Secondly, let me tell you the reality of my feet. Just a year or two ago I decided that I love my feet. For 30+ years I absolutely hated them. I hate shoes, I hate socks, and I hated my feet. Now, I love them with a deep seated l o v e.
I have the fattest, pinkest, funniest feet in the world. All summer long, I will show my feet to people and say "Look at them! Aren't they fantastic! I love my fat little feet!" See, I just love them. They are so unique, and fat and puffy and cute I can't stand it. I spend lots of money (ok, piss away lots of money) on pedicures just so I can show off my Fatty McFeetersens. The pictures are above. I know. You totally love them too, don't you?

Tuesday, April 29, 2008

Quick FYI

I won't be a part of our Block Party this summer. I've had a much better offer that I am really looking forward to.

Monday, April 28, 2008

Money, Life, and my Dad's sage advice on the two

More than a few years ago, my dad and I had a conversation that has stuck with me to this day. The gist of it was two important points he wanted me to remember and stick to. 1. Don't piss your money away.
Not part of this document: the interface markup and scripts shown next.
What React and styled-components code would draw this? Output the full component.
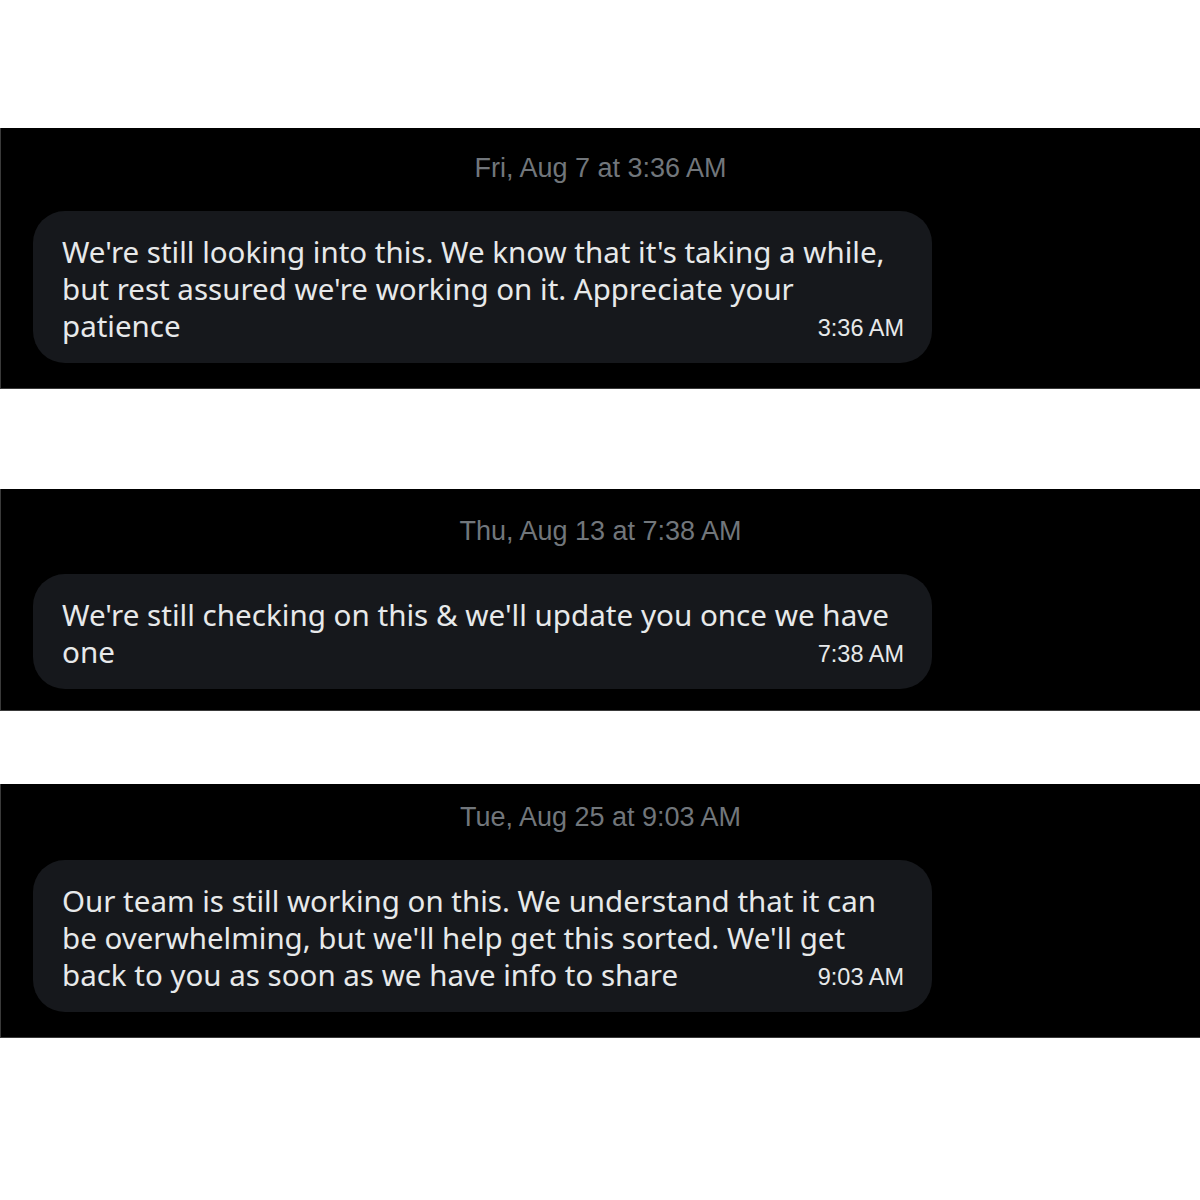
import React from "react";
import styled, { createGlobalStyle } from "styled-components";

const GlobalStyle = createGlobalStyle`
  body {
    margin: 0;
    background: #ffffff;
  }
`;

const Page = styled.div`
  width: 1200px;
  padding-top: 128px;
  display: flex;
  flex-direction: column;
`;

const Panel = styled.section`
  background: #000000;
  margin-top: ${(p) => p.$gap || 0}px;
  padding: ${(p) => p.$top}px 0 ${(p) => p.$bottom}px;
  border-bottom: 1px solid #3a3a3a;
  border-left: 1px solid #3a3a3a;
  display: flex;
  flex-direction: column;
`;

const DateLine = styled.div`
  font-family: "Liberation Sans", Arial, sans-serif;
  font-size: 27px;
  line-height: 30px;
  color: #71767b;
  text-align: center;
  margin-bottom: 28px;
`;

const Bubble = styled.div`
  margin-left: 32px;
  width: 899px;
  box-sizing: border-box;
  background: #16181c;
  border-radius: 32px;
  padding: 22px 28px 19px 29px;
`;

const Body = styled.p`
  margin: 0;
  font-family: "Noto Sans", sans-serif;
  font-size: ${(p) => p.$size}px;
  line-height: 37px;
  color: #e7e9ea;
  white-space: nowrap;
`;

const Time = styled.div`
  margin-top: -37px;
  padding-top: 3px;
  height: 34px;
  text-align: right;
  font-family: "Liberation Sans", Arial, sans-serif;
  font-size: 23.5px;
  line-height: 37px;
  color: #e7e9ea;
`;

const messages = [
  {
    date: "Fri, Aug 7 at 3:36 AM",
    lines: [
      "We're still looking into this. We know that it's taking a while,",
      "but rest assured we're working on it. Appreciate your",
      "patience",
    ],
    time: "3:36 AM",
    size: 29.5,
    gap: 0,
    top: 25,
    bottom: 25,
  },
  {
    date: "Thu, Aug 13 at 7:38 AM",
    lines: ["We're still checking on this & we'll update you once we have", "one"],
    time: "7:38 AM",
    size: 29.6,
    gap: 100,
    top: 27,
    bottom: 21,
  },
  {
    date: "Tue, Aug 25 at 9:03 AM",
    lines: [
      "Our team is still working on this. We understand that it can",
      "be overwhelming, but we'll help get this sorted. We'll get",
      "back to you as soon as we have info to share",
    ],
    time: "9:03 AM",
    size: 29.5,
    gap: 73,
    top: 18,
    bottom: 25,
  },
];

const App = () => {
  return (
    <>
      <GlobalStyle />
      <Page>
        {messages.map((m) => (
          <Panel key={m.date} $gap={m.gap} $top={m.top} $bottom={m.bottom}>
            <DateLine>{m.date}</DateLine>
            <Bubble>
              <Body $size={m.size}>
                {m.lines.map((line, i) => (
                  <React.Fragment key={i}>
                    {i > 0 && <br />}
                    {line}
                  </React.Fragment>
                ))}
              </Body>
              <Time>{m.time}</Time>
            </Bubble>
          </Panel>
        ))}
      </Page>
    </>
  );
};

export default App;
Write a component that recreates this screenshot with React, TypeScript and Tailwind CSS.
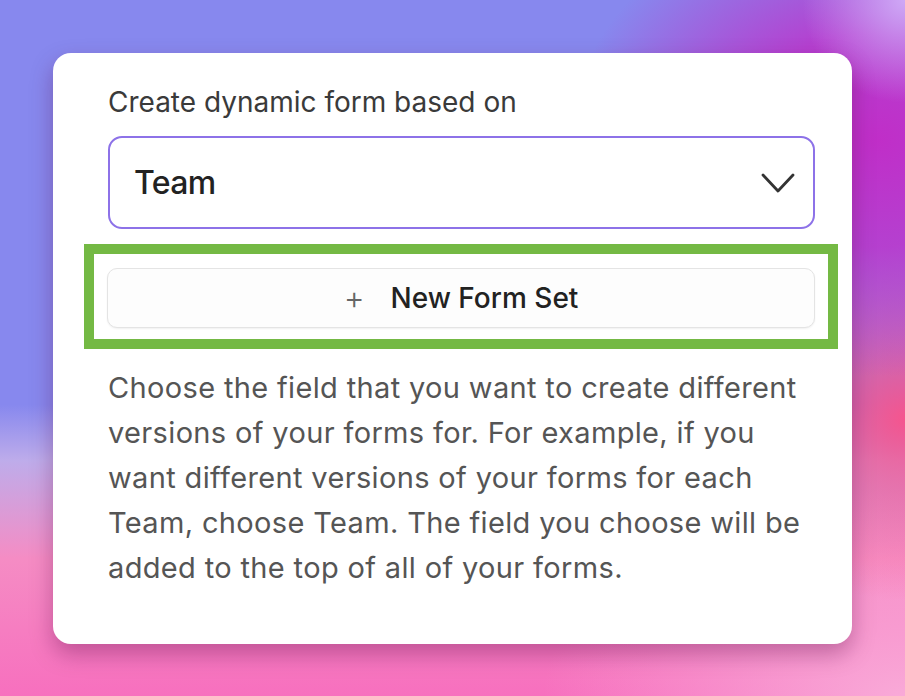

Well, I'm still working on that one. I've made pissing my money away practically an art form, to which I'm sure my dad shakes his head at quite often. 2. Don't piss your life away. Much more recently, my dad said to me "Von, I think you've taken that pissing your life away thing a little too far." I think I know what he means. When he made the original statements, I was in high school, being busy like high schoolers are. I was in clubs, and groups, and organizations. I went to clubs. I was rarely home. I'm *ahem* a little bit older now, but am still incredibly busy not pissing my life away. My dad chuckles when I give hime a run down of what I'm up to. Here's a quick look at what I have going on right now, or will have going on this summer: German Class Administrator to Adult German School Bodhran Class Go-go dancing Class Volunteering at Old Town School of Folk Music Trying to meet up with the cacophonists and shake things up a bit Guitar lessons Kayak lessons Joining the Chicago Kayak Club Photography Classes Bartending Chicago Festivals (I'm on board for 2 this summer, come see me!) Bartending private events Learning to crochet Oh, yeah, and my newest passion - Blogging. (Dad doesn't know about this yet) I wonder why he thinks I went a little overboard with his suggestion? There is a downside to being so busy, I may write about that some other time.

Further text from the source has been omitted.